The issue of preventing suicide among injured workers has been getting more attention in workers compensation circles.

Sedgwick Claims Management Services Inc. renewed training for claims handlers in suicide prevention counseling, as the company saw an uptick in the number of injured workers dealing with such issues as depression related to pain and stress from less income and loss of work and threatening to take their lives, according to Dr. Teresa Bartlett, Troy, Michigan-based senior vice president of medical quality for the third-party administrator.

“People just get in a bad place,” she said. “Things were popping up and the claims examiners, nurses and call-center workers didn’t feel equipped to handle it.”

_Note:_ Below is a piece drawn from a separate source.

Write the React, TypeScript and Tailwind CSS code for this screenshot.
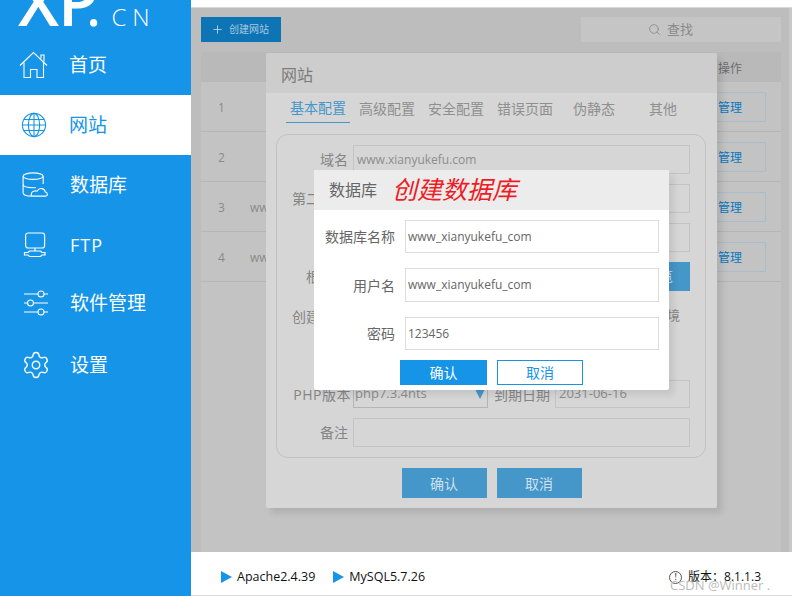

“Suicide ideation is at an all-time high in this country,” she said, adding the trend is industrywide for those managing injury claims, not just at Sedgwick. “There’s a lot of sensitivity training right now.” Suicide prevention is at the heart of most post-traumatic stress disorder laws for first responders, said Al Ortega, Albuquerque, New Mexico-based vice president of the International Association of Firefighters, Local 244 Chapter, who had been helping to plan a funeral for a 20-year retired firefighter who took his own life in April.

“It takes a toll,” he said of the work, which includes being on the scene during and after tragedies.

A new law in New Mexico that clears some of the red tape for firefighters with diagnosed post-traumatic stress disorder will hopefully provide those workers benefits ranging from psychological counseling to indemnity payments if the firefighter needs a break from the work, he said.

“This would allow people to come in and say, ‘I need help,’” said Mr. Ortega. “This has the potential to lower those numbers,” he added, referring to the disproportionately high number of first responders who take their own lives.